Optical Character Recognition (OCR) transforms images of text — scanned documents, photos, faxes — into machine-readable characters. In privacy workflows, OCR is indispensable: without it, sensitive data embedded in images remains invisible to automated redaction tools. Understanding OCR’s capabilities and limitations helps organizations design robust privacy pipelines.
OCR systems typically follow several steps: image preprocessing (deskewing, denoising), text segmentation (identifying lines and words), character recognition (classifying characters), and post-processing (spell-checking, language modeling).
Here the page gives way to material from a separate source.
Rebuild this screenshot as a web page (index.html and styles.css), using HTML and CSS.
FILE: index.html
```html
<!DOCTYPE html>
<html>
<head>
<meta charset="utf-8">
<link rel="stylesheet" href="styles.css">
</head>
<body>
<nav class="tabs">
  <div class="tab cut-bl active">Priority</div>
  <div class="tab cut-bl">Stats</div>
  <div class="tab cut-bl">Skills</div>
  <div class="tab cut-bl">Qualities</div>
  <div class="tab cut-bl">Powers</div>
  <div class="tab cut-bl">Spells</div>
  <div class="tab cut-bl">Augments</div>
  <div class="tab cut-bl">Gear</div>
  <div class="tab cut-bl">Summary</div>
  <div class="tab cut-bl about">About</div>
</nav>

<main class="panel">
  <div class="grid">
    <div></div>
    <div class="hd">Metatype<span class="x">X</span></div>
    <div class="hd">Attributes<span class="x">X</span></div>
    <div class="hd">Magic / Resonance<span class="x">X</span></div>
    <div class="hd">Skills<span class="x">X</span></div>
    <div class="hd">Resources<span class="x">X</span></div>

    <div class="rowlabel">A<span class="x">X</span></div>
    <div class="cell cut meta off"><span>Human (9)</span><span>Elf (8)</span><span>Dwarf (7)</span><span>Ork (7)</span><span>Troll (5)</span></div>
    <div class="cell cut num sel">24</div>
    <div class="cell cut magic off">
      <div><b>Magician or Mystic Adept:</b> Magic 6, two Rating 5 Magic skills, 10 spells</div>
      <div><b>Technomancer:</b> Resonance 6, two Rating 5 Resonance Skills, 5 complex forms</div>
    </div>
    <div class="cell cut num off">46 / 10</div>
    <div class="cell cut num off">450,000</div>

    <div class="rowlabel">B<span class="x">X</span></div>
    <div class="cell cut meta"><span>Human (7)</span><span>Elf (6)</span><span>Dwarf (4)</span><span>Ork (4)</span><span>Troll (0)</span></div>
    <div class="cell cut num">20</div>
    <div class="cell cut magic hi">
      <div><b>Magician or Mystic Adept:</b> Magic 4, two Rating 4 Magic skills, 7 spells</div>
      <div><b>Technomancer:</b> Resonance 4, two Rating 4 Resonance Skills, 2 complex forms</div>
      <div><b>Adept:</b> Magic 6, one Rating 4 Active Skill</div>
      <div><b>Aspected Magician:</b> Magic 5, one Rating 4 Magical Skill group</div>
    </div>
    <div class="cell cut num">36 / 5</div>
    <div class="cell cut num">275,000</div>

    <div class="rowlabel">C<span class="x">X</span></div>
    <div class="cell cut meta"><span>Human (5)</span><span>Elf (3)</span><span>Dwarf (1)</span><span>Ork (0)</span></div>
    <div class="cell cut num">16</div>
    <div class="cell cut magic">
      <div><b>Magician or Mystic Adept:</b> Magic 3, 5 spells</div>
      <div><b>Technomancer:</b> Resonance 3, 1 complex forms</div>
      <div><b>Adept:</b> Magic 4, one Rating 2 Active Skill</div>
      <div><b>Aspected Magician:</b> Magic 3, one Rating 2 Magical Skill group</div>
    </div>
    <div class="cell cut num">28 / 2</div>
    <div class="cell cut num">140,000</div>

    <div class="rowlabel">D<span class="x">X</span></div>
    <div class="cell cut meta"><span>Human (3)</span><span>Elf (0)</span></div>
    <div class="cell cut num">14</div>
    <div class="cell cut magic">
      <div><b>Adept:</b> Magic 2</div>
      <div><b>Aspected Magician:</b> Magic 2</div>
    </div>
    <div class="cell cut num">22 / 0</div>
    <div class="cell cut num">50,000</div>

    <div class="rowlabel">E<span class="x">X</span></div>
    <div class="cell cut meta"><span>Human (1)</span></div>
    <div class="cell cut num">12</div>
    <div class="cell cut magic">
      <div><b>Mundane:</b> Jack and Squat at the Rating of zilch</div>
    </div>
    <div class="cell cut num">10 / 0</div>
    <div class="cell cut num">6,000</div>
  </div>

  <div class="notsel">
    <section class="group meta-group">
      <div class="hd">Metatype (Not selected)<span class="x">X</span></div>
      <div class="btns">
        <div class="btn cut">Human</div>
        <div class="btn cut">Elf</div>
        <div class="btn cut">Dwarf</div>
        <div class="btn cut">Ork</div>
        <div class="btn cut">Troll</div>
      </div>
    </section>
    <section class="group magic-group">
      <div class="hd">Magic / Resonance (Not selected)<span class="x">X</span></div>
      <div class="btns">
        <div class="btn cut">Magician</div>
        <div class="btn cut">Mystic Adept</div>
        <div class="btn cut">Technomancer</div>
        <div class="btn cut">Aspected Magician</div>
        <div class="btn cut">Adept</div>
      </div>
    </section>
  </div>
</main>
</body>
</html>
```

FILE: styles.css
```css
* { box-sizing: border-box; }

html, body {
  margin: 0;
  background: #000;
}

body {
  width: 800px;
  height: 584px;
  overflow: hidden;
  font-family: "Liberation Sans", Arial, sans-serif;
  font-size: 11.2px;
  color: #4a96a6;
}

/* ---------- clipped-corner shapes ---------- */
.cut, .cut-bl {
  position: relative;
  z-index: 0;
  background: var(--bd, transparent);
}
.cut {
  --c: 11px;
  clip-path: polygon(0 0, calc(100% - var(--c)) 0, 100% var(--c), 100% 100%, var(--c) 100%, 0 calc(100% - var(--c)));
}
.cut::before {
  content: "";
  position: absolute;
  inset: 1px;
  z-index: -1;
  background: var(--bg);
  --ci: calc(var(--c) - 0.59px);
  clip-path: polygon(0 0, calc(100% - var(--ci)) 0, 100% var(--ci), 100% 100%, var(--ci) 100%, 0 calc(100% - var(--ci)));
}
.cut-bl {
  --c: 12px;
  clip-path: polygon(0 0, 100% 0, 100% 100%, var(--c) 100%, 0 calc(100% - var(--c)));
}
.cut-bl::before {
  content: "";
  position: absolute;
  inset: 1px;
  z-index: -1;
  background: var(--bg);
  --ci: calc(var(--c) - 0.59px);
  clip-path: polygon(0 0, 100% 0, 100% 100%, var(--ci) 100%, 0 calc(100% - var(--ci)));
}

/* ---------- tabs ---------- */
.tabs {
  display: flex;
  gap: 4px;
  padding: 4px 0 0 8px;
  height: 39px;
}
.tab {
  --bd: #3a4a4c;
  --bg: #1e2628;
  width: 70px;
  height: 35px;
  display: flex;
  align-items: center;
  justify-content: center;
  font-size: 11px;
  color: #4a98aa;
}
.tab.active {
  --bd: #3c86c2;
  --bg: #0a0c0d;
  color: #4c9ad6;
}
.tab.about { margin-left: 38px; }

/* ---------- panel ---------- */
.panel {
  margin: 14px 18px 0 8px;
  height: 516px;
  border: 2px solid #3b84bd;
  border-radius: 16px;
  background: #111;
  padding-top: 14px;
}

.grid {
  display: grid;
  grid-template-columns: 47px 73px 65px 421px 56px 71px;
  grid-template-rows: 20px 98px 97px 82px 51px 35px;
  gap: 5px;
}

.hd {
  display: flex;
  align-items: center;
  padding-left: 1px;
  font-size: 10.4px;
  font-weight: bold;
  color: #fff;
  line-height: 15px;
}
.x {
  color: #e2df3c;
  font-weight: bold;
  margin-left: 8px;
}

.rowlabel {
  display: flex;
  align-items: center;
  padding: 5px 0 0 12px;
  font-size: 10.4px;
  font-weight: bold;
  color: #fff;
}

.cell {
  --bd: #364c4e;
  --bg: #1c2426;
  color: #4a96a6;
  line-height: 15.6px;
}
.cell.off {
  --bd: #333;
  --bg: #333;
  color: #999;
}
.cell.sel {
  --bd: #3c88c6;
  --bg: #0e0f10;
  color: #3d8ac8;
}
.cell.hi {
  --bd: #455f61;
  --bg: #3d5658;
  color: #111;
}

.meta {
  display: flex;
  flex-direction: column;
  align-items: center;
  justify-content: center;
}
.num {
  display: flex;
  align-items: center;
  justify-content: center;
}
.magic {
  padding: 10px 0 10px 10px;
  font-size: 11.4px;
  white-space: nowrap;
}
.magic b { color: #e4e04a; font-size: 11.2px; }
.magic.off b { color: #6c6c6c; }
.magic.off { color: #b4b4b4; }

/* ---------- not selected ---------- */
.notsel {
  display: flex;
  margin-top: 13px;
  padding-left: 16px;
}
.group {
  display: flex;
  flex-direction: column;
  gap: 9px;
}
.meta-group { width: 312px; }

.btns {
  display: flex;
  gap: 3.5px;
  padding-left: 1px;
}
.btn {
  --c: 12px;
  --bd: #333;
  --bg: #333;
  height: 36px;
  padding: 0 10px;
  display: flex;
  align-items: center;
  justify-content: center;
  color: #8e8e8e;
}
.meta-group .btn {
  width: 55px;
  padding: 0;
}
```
Modern OCR uses deep learning to improve recognition of varied fonts, layouts, and even cursive handwriting.
For redaction, OCR outputs are fed into PII detection modules. Accurate OCR increases the likelihood of correctly identifying everything from names and addresses to account numbers and signatures. However, poor scan quality, non-standard fonts, or complex layouts can introduce errors that lead to missed PII or false detections.
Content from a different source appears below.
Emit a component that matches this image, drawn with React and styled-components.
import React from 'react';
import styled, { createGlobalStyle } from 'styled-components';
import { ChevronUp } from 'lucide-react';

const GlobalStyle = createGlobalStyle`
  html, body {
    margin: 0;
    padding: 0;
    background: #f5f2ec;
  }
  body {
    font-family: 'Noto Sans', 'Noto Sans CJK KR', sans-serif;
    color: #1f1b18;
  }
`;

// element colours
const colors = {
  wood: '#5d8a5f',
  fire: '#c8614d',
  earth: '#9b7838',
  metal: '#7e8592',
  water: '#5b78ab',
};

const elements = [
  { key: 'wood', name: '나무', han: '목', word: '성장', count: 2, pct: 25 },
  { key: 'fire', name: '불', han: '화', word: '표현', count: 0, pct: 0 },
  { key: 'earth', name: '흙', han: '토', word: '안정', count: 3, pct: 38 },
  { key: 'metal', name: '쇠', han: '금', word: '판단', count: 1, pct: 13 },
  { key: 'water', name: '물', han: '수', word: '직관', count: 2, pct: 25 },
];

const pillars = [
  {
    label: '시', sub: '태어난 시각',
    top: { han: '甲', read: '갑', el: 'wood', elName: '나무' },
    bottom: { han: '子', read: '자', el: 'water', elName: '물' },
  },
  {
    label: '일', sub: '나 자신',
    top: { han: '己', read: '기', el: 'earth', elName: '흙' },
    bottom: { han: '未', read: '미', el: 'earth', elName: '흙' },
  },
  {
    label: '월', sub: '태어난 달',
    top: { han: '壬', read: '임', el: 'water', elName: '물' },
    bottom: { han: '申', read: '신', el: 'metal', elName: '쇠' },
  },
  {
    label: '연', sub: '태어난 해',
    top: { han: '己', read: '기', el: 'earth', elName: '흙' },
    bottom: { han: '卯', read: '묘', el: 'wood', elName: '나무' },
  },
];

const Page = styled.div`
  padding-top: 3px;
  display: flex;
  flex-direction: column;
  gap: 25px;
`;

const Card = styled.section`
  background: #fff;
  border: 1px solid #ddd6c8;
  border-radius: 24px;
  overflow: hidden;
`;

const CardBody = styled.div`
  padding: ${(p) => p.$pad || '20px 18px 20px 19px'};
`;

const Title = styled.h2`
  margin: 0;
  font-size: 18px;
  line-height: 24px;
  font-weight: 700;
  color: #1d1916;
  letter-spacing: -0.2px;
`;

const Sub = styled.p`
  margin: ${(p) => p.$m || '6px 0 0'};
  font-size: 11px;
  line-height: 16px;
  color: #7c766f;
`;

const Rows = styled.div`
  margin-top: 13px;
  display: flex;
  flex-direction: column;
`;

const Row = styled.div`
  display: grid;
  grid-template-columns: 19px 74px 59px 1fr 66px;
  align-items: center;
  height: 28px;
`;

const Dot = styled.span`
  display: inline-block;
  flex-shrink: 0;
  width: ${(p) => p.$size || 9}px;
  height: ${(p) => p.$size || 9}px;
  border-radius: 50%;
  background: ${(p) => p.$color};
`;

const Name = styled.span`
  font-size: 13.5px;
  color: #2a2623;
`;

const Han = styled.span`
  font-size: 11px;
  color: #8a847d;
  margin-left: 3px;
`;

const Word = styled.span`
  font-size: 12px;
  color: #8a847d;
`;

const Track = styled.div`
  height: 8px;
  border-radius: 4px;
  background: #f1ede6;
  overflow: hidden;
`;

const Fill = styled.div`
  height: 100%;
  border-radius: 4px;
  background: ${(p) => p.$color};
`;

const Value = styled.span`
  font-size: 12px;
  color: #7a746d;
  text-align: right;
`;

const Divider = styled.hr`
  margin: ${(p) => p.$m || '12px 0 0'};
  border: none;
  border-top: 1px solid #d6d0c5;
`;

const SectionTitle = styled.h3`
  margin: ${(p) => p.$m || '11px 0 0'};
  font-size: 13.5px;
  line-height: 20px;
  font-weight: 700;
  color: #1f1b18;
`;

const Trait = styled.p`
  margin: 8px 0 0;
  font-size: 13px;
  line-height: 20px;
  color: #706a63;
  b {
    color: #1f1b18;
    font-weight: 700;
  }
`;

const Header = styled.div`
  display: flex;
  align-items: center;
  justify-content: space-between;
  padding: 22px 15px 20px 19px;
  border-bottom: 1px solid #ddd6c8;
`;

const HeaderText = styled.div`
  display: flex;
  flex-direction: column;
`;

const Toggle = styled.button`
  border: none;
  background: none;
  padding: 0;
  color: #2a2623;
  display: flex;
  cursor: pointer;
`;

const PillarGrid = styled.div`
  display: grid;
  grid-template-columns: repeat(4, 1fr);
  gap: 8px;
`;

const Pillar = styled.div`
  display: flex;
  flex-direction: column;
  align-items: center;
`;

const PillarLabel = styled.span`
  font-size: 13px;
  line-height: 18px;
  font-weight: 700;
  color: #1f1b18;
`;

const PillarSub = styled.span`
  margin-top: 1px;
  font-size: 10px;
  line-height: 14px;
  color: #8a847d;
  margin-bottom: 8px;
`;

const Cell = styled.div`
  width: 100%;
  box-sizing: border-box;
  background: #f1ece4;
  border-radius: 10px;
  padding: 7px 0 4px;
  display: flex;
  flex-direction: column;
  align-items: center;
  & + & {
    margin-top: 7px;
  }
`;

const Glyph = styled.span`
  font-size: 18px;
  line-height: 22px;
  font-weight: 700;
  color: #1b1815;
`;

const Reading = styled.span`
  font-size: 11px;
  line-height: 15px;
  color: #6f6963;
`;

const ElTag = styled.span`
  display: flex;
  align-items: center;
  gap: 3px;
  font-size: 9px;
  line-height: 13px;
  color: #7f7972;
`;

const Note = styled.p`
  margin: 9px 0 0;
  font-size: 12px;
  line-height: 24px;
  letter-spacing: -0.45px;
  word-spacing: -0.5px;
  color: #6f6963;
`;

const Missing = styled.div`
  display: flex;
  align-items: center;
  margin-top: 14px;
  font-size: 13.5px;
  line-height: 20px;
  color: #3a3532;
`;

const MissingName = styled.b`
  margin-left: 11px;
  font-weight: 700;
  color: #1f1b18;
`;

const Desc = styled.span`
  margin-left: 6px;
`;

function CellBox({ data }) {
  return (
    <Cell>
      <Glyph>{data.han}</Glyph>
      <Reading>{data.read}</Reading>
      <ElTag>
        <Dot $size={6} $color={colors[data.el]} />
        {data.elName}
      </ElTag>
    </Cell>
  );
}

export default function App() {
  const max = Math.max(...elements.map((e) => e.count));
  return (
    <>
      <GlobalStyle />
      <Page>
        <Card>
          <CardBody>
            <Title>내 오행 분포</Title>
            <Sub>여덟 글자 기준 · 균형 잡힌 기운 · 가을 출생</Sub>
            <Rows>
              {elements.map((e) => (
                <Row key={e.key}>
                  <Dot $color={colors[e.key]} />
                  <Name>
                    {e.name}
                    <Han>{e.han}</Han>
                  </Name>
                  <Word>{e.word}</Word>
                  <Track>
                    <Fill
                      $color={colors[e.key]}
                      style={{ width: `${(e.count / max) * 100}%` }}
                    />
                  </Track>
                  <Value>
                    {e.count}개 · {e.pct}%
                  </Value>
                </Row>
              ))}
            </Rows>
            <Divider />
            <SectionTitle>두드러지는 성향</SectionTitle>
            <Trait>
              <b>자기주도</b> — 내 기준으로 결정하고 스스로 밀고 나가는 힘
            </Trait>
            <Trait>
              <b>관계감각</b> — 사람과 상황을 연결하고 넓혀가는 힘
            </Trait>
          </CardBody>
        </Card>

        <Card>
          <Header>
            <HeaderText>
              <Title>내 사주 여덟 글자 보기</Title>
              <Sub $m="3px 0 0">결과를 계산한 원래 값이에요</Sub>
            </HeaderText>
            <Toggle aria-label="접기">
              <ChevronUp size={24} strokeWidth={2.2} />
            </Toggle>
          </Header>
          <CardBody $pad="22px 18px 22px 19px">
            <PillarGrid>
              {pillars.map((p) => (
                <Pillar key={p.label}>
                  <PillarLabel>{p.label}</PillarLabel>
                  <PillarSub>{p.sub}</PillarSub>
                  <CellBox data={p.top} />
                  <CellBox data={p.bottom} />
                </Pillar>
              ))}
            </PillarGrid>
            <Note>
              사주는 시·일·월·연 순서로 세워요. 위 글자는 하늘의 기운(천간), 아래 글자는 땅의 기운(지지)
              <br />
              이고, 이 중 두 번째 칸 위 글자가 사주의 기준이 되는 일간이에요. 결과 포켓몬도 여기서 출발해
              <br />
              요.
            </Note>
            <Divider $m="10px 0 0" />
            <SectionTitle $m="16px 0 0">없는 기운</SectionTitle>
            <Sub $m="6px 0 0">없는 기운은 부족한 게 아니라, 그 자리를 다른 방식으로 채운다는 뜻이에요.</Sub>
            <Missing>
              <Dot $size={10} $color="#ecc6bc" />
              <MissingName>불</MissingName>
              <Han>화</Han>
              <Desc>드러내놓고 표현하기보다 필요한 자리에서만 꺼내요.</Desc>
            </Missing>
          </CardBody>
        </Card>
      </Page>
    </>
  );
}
OCR best practices in privacy workflows
- Preprocess images: improve contrast, remove artifacts, and correct orientation.
- Use language models and dictionaries to reduce recognition errors.
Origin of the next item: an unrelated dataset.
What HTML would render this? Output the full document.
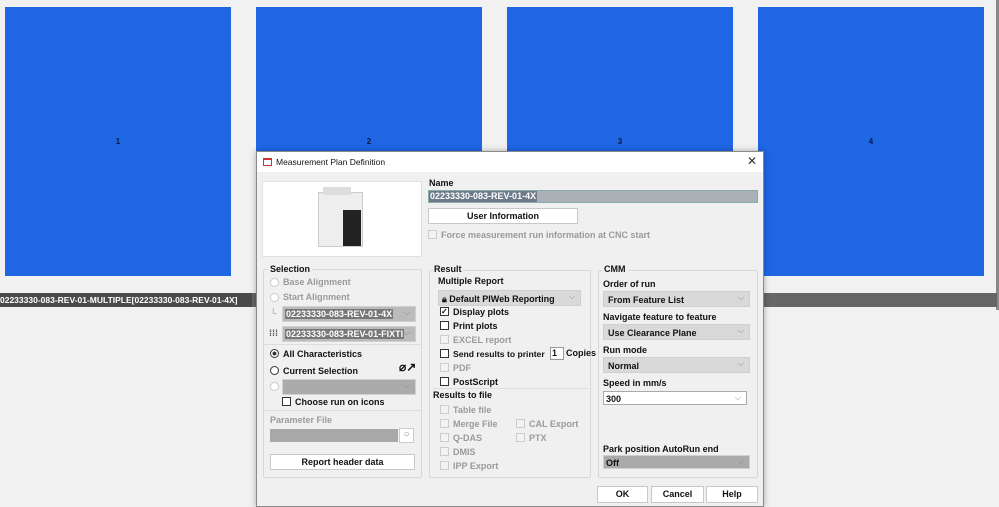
<!DOCTYPE html>
<html><head><style>
*{margin:0;padding:0;box-sizing:border-box}
body{width:999px;height:507px;background:#f1f1f1;position:relative;overflow:hidden;font-family:"Liberation Sans",sans-serif;font-size:9px;font-weight:bold;color:#111}
.a{position:absolute}
.blue{background:#1f66e5;top:7px;height:269px;width:226px;display:flex;align-items:center;justify-content:center;font-size:8px;color:#0a1a40}
.g{border:1px solid #d8d8d8;border-radius:2px}
.lbl{position:absolute;white-space:nowrap}
.dis{color:#9a9a9a}
.cb{position:absolute;width:9px;height:9px;border:1px solid #333;background:#fff}
.cb.d{border-color:#ccc;background:#f3f3f3}
.rd{position:absolute;width:9px;height:9px;border:1px solid #333;border-radius:50%;background:#fff}
.rd.d{border-color:#ccc}
.sel{position:absolute;background:#d9d9d9;height:16px;border:1px solid #d0d0d0;padding:3px 4px}
.sel:after{content:"⌵";position:absolute;right:5px;top:1px;color:#888;font-weight:normal;font-size:8px}
.btn{position:absolute;background:#fff;border:1px solid #c8c8c8;text-align:center;line-height:14px}
</style></head><body>
<div class="a blue" style="left:5px">1</div>
<div class="a blue" style="left:256px">2</div>
<div class="a blue" style="left:507px">3</div>
<div class="a blue" style="left:758px">4</div>
<div class="a" style="left:996px;top:0;width:3px;height:310px;background:#888"></div>
<div class="a" style="left:0;top:293px;width:997px;height:14px;background:#666"></div>
<div class="a" style="left:0;top:293px;width:252px;height:14px;background:#4a4a4a;color:#fff;font-size:8.5px;line-height:14px;white-space:nowrap;overflow:hidden">02233330-083-REV-01-MULTIPLE[02233330-083-REV-01-4X]</div>

<div class="a" style="left:256px;top:151px;width:508px;height:356px;background:#f0f0f0;border:1px solid #8a8a8a;box-shadow:0 0 6px rgba(0,0,0,.3)">
 <div class="a" style="left:0;top:0;width:506px;height:20px;background:#fff"></div>
 <div class="a" style="left:6px;top:6px;width:9px;height:8px;border:1px solid #c33;border-top-width:2px"></div>
 <div class="lbl" style="left:19px;top:5px;font-weight:normal;font-size:8.5px">Measurement Plan Definition</div>
 <div class="lbl" style="left:490px;top:2px;font-weight:normal;font-size:12px;color:#333">✕</div>

 <div class="a" style="left:5px;top:29px;width:160px;height:76px;background:#fff;border:1px solid #e0e0e0">
  <div class="a" style="left:55px;top:10px;width:45px;height:55px;background:#eee;border:1px solid #ccc"></div>
  <div class="a" style="left:80px;top:28px;width:18px;height:36px;background:#222"></div>
  <div class="a" style="left:60px;top:5px;width:28px;height:8px;background:#ddd"></div>
 </div>

 <div class="lbl" style="left:172px;top:26px">Name</div>
 <div class="a" style="left:171px;top:38px;width:330px;height:13px;background:#aab0b6;border:1px solid #8aa"></div>
 <div class="a" style="left:172px;top:39px;height:11px;background:#6c7a8a;color:#fff;line-height:11px;padding:0 1px">02233330-083-REV-01-4X</div>
 <div class="btn" style="left:171px;top:56px;width:150px;height:16px">User Information</div>
 <div class="cb d" style="left:171px;top:78px"></div>
 <div class="lbl dis" style="left:184px;top:78px">Force measurement run information at CNC start</div>

 <div class="a g" style="left:6px;top:117px;width:159px;height:209px"></div>
 <div class="lbl" style="left:11px;top:112px;background:#f0f0f0;padding:0 2px">Selection</div>
 <div class="rd d" style="left:13px;top:126px"></div><div class="lbl dis" style="left:26px;top:125px">Base Alignment</div>
 <div class="rd d" style="left:13px;top:141px"></div><div class="lbl dis" style="left:26px;top:140px">Start Alignment</div>
 <div class="lbl dis" style="left:13px;top:156px">└</div>
 <div class="sel" style="left:25px;top:154px;width:134px;background:#bbb;padding:2px"><span style="background:#777;color:#fff;padding:0 1px">02233330-083-REV-01-4X</span></div>
 <div class="lbl" style="left:12px;top:176px;color:#555">⁞⁞⁞</div>
 <div class="sel" style="left:25px;top:174px;width:134px;background:#bbb;padding:2px"><span style="background:#777;color:#fff;padding:0 1px">02233330-083-REV-01-FIXTI</span></div>
 <div class="a" style="left:7px;top:192px;width:157px;border-top:1px solid #ddd"></div>
 <div class="rd" style="left:13px;top:197px;background:radial-gradient(circle,#333 35%,#fff 45%)"></div><div class="lbl" style="left:26px;top:197px">All Characteristics</div>
 <div class="rd" style="left:13px;top:214px"></div><div class="lbl" style="left:26px;top:214px">Current Selection</div>
 <div class="lbl" style="left:142px;top:208px;font-size:12px">⌀↗</div>
 <div class="rd d" style="left:13px;top:230px"></div>
 <div class="sel" style="left:25px;top:227px;width:134px;background:#ababab"></div>
 <div class="cb" style="left:25px;top:245px"></div><div class="lbl" style="left:38px;top:245px">Choose run on icons</div>
 <div class="a" style="left:7px;top:258px;width:157px;border-top:1px solid #ddd"></div>
 <div class="lbl dis" style="left:13px;top:263px">Parameter File</div>
 <div class="a" style="left:13px;top:277px;width:128px;height:13px;background:#a8a8a8"></div>
 <div class="a" style="left:142px;top:276px;width:15px;height:15px;background:#fff;border:1px solid #ccc;color:#888;font-size:10px;text-align:center;font-weight:normal">○</div>
 <div class="btn" style="left:13px;top:302px;width:145px;height:16px">Report header data</div>

 <div class="a g" style="left:172px;top:118px;width:162px;height:208px"></div>
 <div class="lbl" style="left:176px;top:112px;background:#f0f0f0;padding:0 1px">Result</div>
 <div class="lbl" style="left:181px;top:124px">Multiple Report</div>
 <div class="sel" style="left:181px;top:138px;width:143px;padding:3px 3px">🔒︎ Default PIWeb Reporting</div>
 <div class="cb" style="left:183px;top:155px;font-size:8px;line-height:7px">✓</div><div class="lbl" style="left:196px;top:155px">Display plots</div>
 <div class="cb" style="left:183px;top:169px"></div><div class="lbl" style="left:196px;top:169px">Print plots</div>
 <div class="cb d" style="left:183px;top:183px"></div><div class="lbl dis" style="left:196px;top:183px">EXCEL report</div>
 <div class="cb" style="left:183px;top:197px"></div><div class="lbl" style="left:196px;top:197px;font-size:8.6px">Send results to printer</div>
 <div class="a" style="left:293px;top:195px;width:14px;height:13px;background:#fff;border:1px solid #999;padding-left:1px">1</div>
 <div class="lbl" style="left:309px;top:196px">Copies</div>
 <div class="cb d" style="left:183px;top:211px"></div><div class="lbl dis" style="left:196px;top:211px">PDF</div>
 <div class="cb" style="left:183px;top:225px"></div><div class="lbl" style="left:196px;top:225px">PostScript</div>
 <div class="a" style="left:176px;top:236px;width:155px;border-top:1px solid #ddd"></div>
 <div class="lbl" style="left:176px;top:238px">Results to file</div>
 <div class="cb d" style="left:183px;top:253px"></div><div class="lbl dis" style="left:196px;top:253px">Table file</div>
 <div class="cb d" style="left:183px;top:267px"></div><div class="lbl dis" style="left:196px;top:267px">Merge File</div>
 <div class="cb d" style="left:259px;top:267px"></div><div class="lbl dis" style="left:272px;top:267px">CAL Export</div>
 <div class="cb d" style="left:183px;top:281px"></div><div class="lbl dis" style="left:196px;top:281px">Q-DAS</div>
 <div class="cb d" style="left:259px;top:281px"></div><div class="lbl dis" style="left:272px;top:281px">PTX</div>
 <div class="cb d" style="left:183px;top:295px"></div><div class="lbl dis" style="left:196px;top:295px">DMIS</div>
 <div class="cb d" style="left:183px;top:309px"></div><div class="lbl dis" style="left:196px;top:309px">IPP Export</div>

 <div class="a g" style="left:341px;top:118px;width:160px;height:208px"></div>
 <div class="lbl" style="left:345px;top:112px;background:#f0f0f0;padding:0 2px">CMM</div>
 <div class="lbl" style="left:346px;top:127px">Order of run</div>
 <div class="sel" style="left:346px;top:139px;width:147px;height:16px;padding:3px 4px">From Feature List</div>
 <div class="lbl" style="left:346px;top:160px">Navigate feature to feature</div>
 <div class="sel" style="left:346px;top:172px;width:147px;height:16px;padding:3px 4px">Use Clearance Plane</div>
 <div class="lbl" style="left:346px;top:193px">Run mode</div>
 <div class="sel" style="left:346px;top:205px;width:147px;height:16px;padding:3px 4px">Normal</div>
 <div class="lbl" style="left:346px;top:226px">Speed in mm/s</div>
 <div class="sel" style="left:346px;top:239px;width:144px;height:14px;padding:2px;background:#fff;border-color:#aaa">300</div>
 <div class="lbl" style="left:346px;top:292px">Park position AutoRun end</div>
 <div class="sel" style="left:346px;top:303px;width:147px;height:14px;padding:2px;background:#aaa">Off</div>

 <div class="btn" style="left:340px;top:334px;width:51px;height:17px">OK</div>
 <div class="btn" style="left:394px;top:334px;width:53px;height:17px">Cancel</div>
 <div class="btn" style="left:449px;top:334px;width:52px;height:17px">Help</div>
</div>
</body></html>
- Support multi-language and handwritten recognition where necessary.
- Keep confidence scores from OCR to help determine when human review is required.
Another key consideration is searchable PDF generation: after OCR, you can create a text layer that makes large document collections searchable and indexable. When combined with vector search or keyword indices, this enables fast discovery of sensitive documents for compliance or e-discovery.
Privacy and security are important: OCR processing can expose raw text. Implement encryption and secure processing boundaries, and if using cloud OCR services, confirm data handling practices. On-premise OCR is sometimes preferred for regulated industries to maintain control over sensitive inputs.
Finally, pair OCR with QA workflows. Sample outputs, measure word-error-rate for typical documents, and iterate on preprocessing rules. Where OCR struggles — e.g., low-quality faxes — consider hybrid workflows that combine human transcription with automated detection.
Summary: OCR unlocks the content inside images and scans, making automated redaction and discovery feasible — but its accuracy and security must be actively managed.